With his top speed clocking in at 834 miles per hour, Baumgartner broke the sound barrier, achieved Mach 1.24 and shattered the previous freefall speed record by more than 200 miles per hour. He also broke the record for the highest manned balloon flight and the record for the highest altitude parachute jump.

The parachute jump and freefall speed records were previously held by his adviser and capsule communicator Joseph Kittinger. When setting his record in 1960, Kittinger’s pressure suit failed, causing one of his hands to expand to twice its normal size due to the reduced pressure of the earth’s atmosphere. In a previous attempt, he had also gone into a flat spin, lost consciousness and was saved only by his automatic parachute opener. Oddly enough he set a record on that occasion, due to the fact that the g-forces acting on his extremities as a result of the spin were 22 times the force of gravity.

Baumgartner had to breathe a special air mix before his ascent so as to be sure he wouldn’t have any nitrogen bubbles in his system, which would expand and cause the illness common to scuba divers known as the bends. With such risks involved, one has to admire the sheer tenacity of Baumgartner, who jumped from a height 17 kilometres above Kittinger’s highest attempt.

On top of the obvious risks to his personal safety, Baumgartner battled through psychological difficulties before achieving his death defying feat. The pressurised suit he was required to wear brought on a severe bout of claustrophobia which he had to work through with a sports psychologist and other specialists before he could even attempt any test jumps.

The jump itself had been initially scheduled for October 9th, but due to adverse weather conditions had to be postponed. The images provided by the cameras attached to Baumgartner’s suit illustrated to eight million live onlookers just how high he was. The curve of the earth and the infinite blackness of space caught on camera, and a man sitting between both of them.

Just before he jumped, Baumgartner addressed the millions of people watching live on their computers, echoing Neil Armstrong: “I know the whole world is watching now. I wish you could see what I can see. Sometimes you have to be up really high to understand how small you are… I’m coming home now.”

Less than ten minutes later, he was jumping up and down on the earth’s surface.

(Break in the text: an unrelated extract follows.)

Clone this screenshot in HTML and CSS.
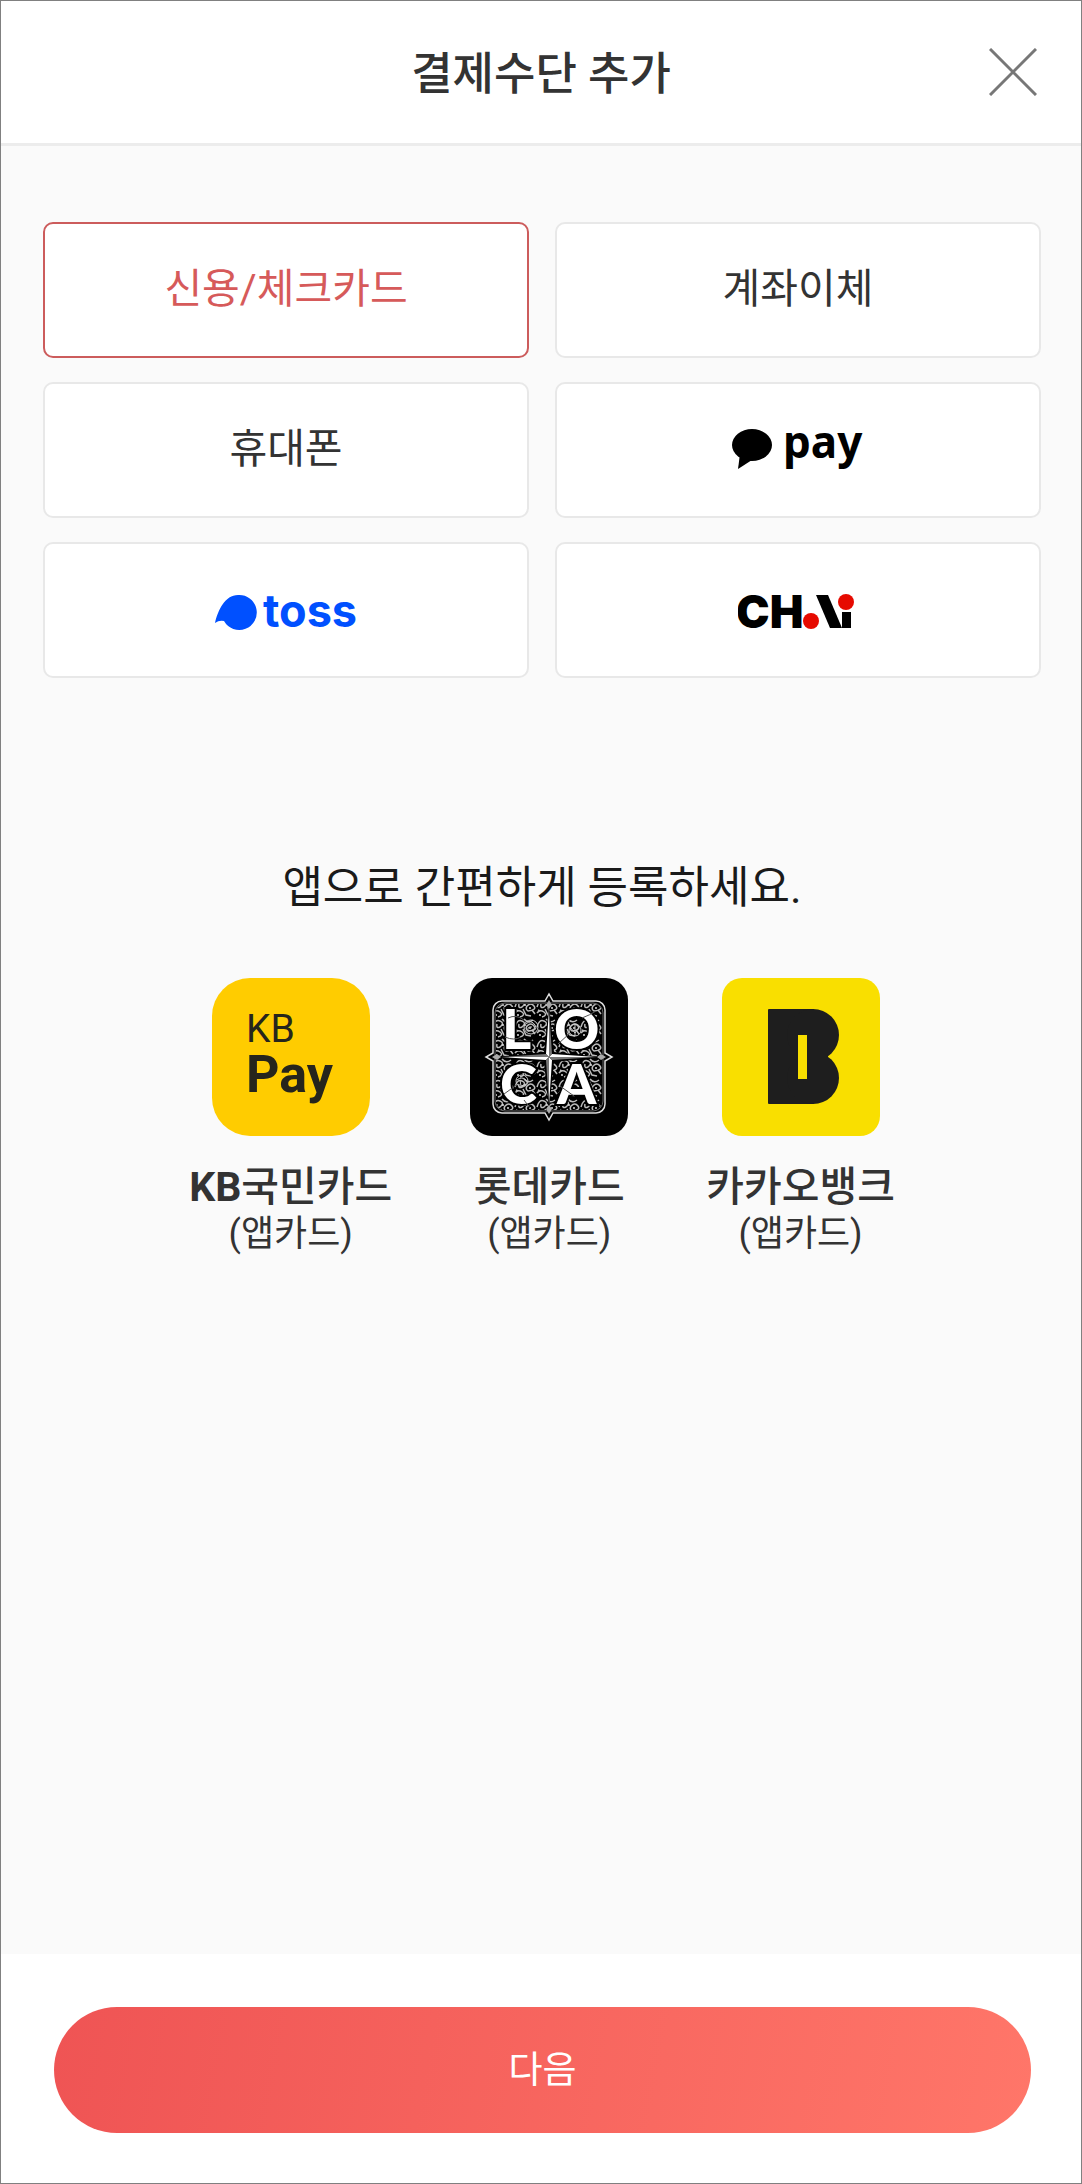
FILE: index.html
```html
<!DOCTYPE html>
<html lang="ko">
<head>
    <meta charset="utf-8">
    <meta name="viewport" content="width=device-width, initial-scale=1">
    <title>결제수단 추가</title>
    <link rel="stylesheet" href="styles.css">
</head>
<body>
    <header class="header">
        <h1>결제수단 추가</h1>
        <button type="button" class="close" aria-label="닫기">
            <svg width="48" height="48" viewBox="0 0 48 48">
                <path d="M1 1L47 47M47 1L1 47" stroke="#777" stroke-width="3"/>
            </svg>
        </button>
    </header>

    <main class="content">
        <div class="methods">
            <button type="button" class="method selected" aria-pressed="true">신용/체크카드</button>
            <button type="button" class="method">계좌이체</button>
            <button type="button" class="method">휴대폰</button>
            <button type="button" class="method logo" aria-label="카카오페이">
                <svg width="152" height="76" viewBox="-8 -9 152 76">
                    <ellipse cx="22" cy="22" rx="20" ry="16"/>
                    <path d="M10 31L8 46L22 37Z"/>
                    <text class="logo-kakao" x="53" y="35">pay</text>
                </svg>
            </button>
            <button type="button" class="method logo" aria-label="토스">
                <svg width="156" height="76" viewBox="-5 -10 156 76" fill="#0050ff">
                    <path d="M2 39C5 26 12 11 25 11A17.500 17.500 0 1 1 11 37Q6 36 2 39Z"/>
                    <text class="logo-toss" x="50" y="43">toss</text>
                </svg>
            </button>
            <button type="button" class="method logo" aria-label="차이">
                <svg width="120" height="76" viewBox="2 -11 120 76">
                    <text class="logo-chai" x="0" y="43">CH</text>
                    <path d="M80 10H92L106 43H94Z"/>
                    <rect x="106" y="27" width="9" height="16"/>
                    <circle cx="75" cy="36" r="8" fill="#e60a00"/>
                    <circle cx="110" cy="17" r="8" fill="#e60a00"/>
                </svg>
            </button>
        </div>

        <h2>앱으로 간편하게 등록하세요.</h2>

        <div class="apps">
            <button type="button" class="app">
                <svg width="158" height="158" viewBox="0 0 158 158">
                    <rect width="158" height="158" rx="38" fill="#ffcc00"/>
                    <g fill="#26251c">
                        <text class="logo-kb" x="34" y="64">KB</text>
                        <text class="logo-kbpay" x="34" y="114">Pay</text>
                    </g>
                </svg>
                <strong><b>KB</b>국민카드</strong>
                <span>(앱카드)</span>
            </button>
            <button type="button" class="app">
                <svg width="158" height="158" viewBox="0 0 158 158">
                    <defs>
                        <pattern id="vine" width="22" height="20" patternUnits="userSpaceOnUse">
                            <g fill="none" stroke="#bbb" stroke-width="1.500">
                                <path d="M1 9Q3 1 8 3T8 9Q4 11 5 6M10 1Q14 6 19 2M13 8Q17 4 20 8T14 13Q11 11 13 8"/>
                                <path d="M1 15Q4 11 8 14T6 19M9 11L12 17L17 18M18 12L21 16M2 12L4 13"/>
                            </g>
                            <g fill="#ddd">
                                <circle cx="11" cy="7" r="1"/>
                                <circle cx="16" cy="10" r="1"/>
                                <circle cx="4" cy="17" r="1"/>
                            </g>
                        </pattern>
                    </defs>
                    <rect width="158" height="158" rx="22"/>
                    <rect x="26" y="26" width="106" height="106" rx="8" fill="url(#vine)"/>
                    <g class="logo-loca">
                        <text x="32" y="71">L</text>
                        <text x="84" y="71">O</text>
                        <text x="30" y="126">C</text>
                        <text x="87" y="126">A</text>
                    </g>
                    <g fill="none" stroke="#ccc" stroke-width="1">
                        <path d="M38 40Q46 36 54 42M35 59Q44 63 51 59M112 40Q120 37 126 33M88 66L100 55M34 116L48 106M54 122L60 130M90 108L104 118" stroke="#555"/>
                        <circle cx="61" cy="49" r="7"/>
                        <path d="M56 46Q61 41 65 47T58 53Q57 48 62 49"/>
                        <circle cx="105" cy="52" r="6"/>
                        <path d="M100 49L105 55L110 48M105 46V58"/>
                        <circle cx="52" cy="103" r="6"/>
                        <path d="M47 102Q52 98 56 102T51 108L50 102"/>
                    </g>
                    <rect x="25" y="25" width="108" height="108" rx="10" fill="none" stroke="#666"/>
                    <path d="M75 23L79 16L83 23H126A9 9 0 0 1 135 32V75L142 79L135 83V126A9 9 0 0 1 126 135H83L79 142L75 135H32A9 9 0 0 1 23 126V83L16 79L23 75V32A9 9 0 0 1 32 23Z" fill="none" stroke="#ddd" stroke-width="1.500"/>
                    <path d="M79 26L84 74L132 79L84 84L79 132L74 84L26 79L74 74Z" fill="#000"/>
                    <path d="M79 31V79L76 76ZM127 79H79L82 76ZM79 127V79L82 82ZM31 79H79L76 82Z" fill="#fff"/>
                    <path d="M79 31V79L82 76ZM127 79H79L82 82ZM79 127V79L76 82ZM31 79H79L76 76Z" fill="#777"/>
                    <path d="M79 22L82 27L79 31L76 27ZM136 79L131 82L127 79L131 76ZM79 136L76 131L79 127L82 131ZM22 79L27 76L31 79L27 82Z" fill="#aaa"/>
                </svg>
                <strong>롯데카드</strong>
                <span>(앱카드)</span>
            </button>
            <button type="button" class="app">
                <svg width="158" height="158" viewBox="0 0 158 158">
                    <rect width="158" height="158" rx="20" fill="#f9df00"/>
                    <g fill="#1e1e1e">
                        <rect x="46" y="31" width="46" height="95" rx="1"/>
                        <circle cx="91" cy="57" r="26"/>
                        <circle cx="91" cy="100" r="26"/>
                        <rect x="85" y="57" width="21" height="43"/>
                    </g>
                    <rect x="76" y="57" width="9" height="44" fill="#f9df00"/>
                </svg>
                <strong>카카오뱅크</strong>
                <span>(앱카드)</span>
            </button>
        </div>
    </main>

    <footer class="footer">
        <button type="button" class="next">다음</button>
    </footer>
</body>
</html>
```

FILE: styles.css
```css
* {
    box-sizing: border-box;
}
body {
    display: flex;
    flex-direction: column;
    min-height: 100vh;
    margin: 0;
    border: 1px solid #808080;
    background-color: #fafafa;
    color: #333333;
    font-family: Roboto, "Noto Sans CJK KR", sans-serif;
}
button {
    padding: 0;
    border: none;
    background: none;
    color: inherit;
    font-family: inherit;
    cursor: pointer;
}
svg {
    display: block;
}
.header {
    display: grid;
    grid-template-columns: 48px 1fr 48px;
    align-items: center;
    height: 145px;
    padding: 0 44px;
    border-bottom: 3px solid #ececec;
    background-color: #ffffff;
}
h1 {
    grid-column: 2;
    margin: 0;
    padding-top: 6px;
    font-size: 45px;
    font-weight: 500;
    line-height: 60px;
    text-align: center;
}
.content {
    flex: 1;
    padding: 76px 40px 76px 42px;
}
.methods {
    display: grid;
    grid-template-columns: 1fr 1fr;
    gap: 24px 26px;
}
.method {
    display: flex;
    align-items: center;
    justify-content: center;
    height: 136px;
    padding-bottom: 10px;
    border: 2px solid #e8e8e8;
    border-radius: 10px;
    background-color: #ffffff;
    font-size: 41px;
}
.method.selected {
    border-color: #cc5c5c;
    color: #d65a5a;
}
.method.logo {
    padding: 4px 0 0;
}
h2 {
    margin: 178px 0 58px;
    color: #1a1a1a;
    font-size: 44px;
    font-weight: 400;
    line-height: 64px;
    text-align: center;
}
.apps {
    display: flex;
    justify-content: center;
    gap: 78px;
}
.app {
    display: flex;
    flex-direction: column;
    align-items: center;
}
.app strong {
    margin-top: 26px;
    font-size: 41px;
    font-weight: 500;
    line-height: 50px;
}
.app b {
    font-weight: 700;
}
.app span {
    font-size: 36px;
    line-height: 44px;
}
.footer {
    padding: 53px 50px 50px 53px;
    background-color: #ffffff;
}
.next {
    width: 100%;
    height: 126px;
    padding-bottom: 6px;
    border-radius: 63px;
    background: linear-gradient(100deg, #ef5454, #ff7669);
    color: #ffffff;
    font-size: 37px;
}

/* logo lettering */
.logo-kakao {
    font: bold 44px "Noto Sans", sans-serif;
}
.logo-toss {
    font: bold 45px Inter, sans-serif;
}
.logo-chai {
    font: 900 45px Inter, sans-serif;
}
.logo-kb {
    font: 39px Roboto, sans-serif;
}
.logo-kbpay {
    font: bold 52px Roboto, sans-serif;
}
.logo-loca {
    fill: #ffffff;
    stroke: #000000;
    stroke-width: 4px;
    paint-order: stroke;
    font: 900 56px Lato, sans-serif;
}
```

Red Bull’s sponsorship of the dive has led some people to believe that the entire thing was merely a dangerous and reckless publicity stunt. However, Red Bull have a very distinctive reputation for sponsoring extreme sports events and death-defying record attempts, and had worked with Baumgartner previously when he skydived across the English channel using a specially made carbon fibre wing. While that particular jump shows all the hallmarks of sheer bravado, the Stratos jump provided scientists with very detailed information about the effects of re-entering earth’s atmosphere from such heights minus the aid of transportation, information that will be put to good use by space programs across the globe.

The fact that technology has advanced to such a degree to allow a man to break the sound barrier is just another landmark among the ridiculous number of technological landmarks that have been achieved with increasing regularity over the past number of years. Since the year 2000, we have gone from carrying mobile phones with monophonic ringtones and VGA cameras, to what are basically handheld computers capable of almost as much as your average PC.

So where do we go from here? We have a robot on Mars, man has walked on the moon, we have portable devices that are completely touch screen and capable of producing 3D images, we are seeing the beginnings of bionic prosthetic limbs; man has moved on a great deal since Kittinger did his skydive in the 1960s. Can anyone imagine how much further we will go in the next 40 years? If Felix Baumgartner has proved anything, it’s that the future of the human race is both bright and damn well exciting.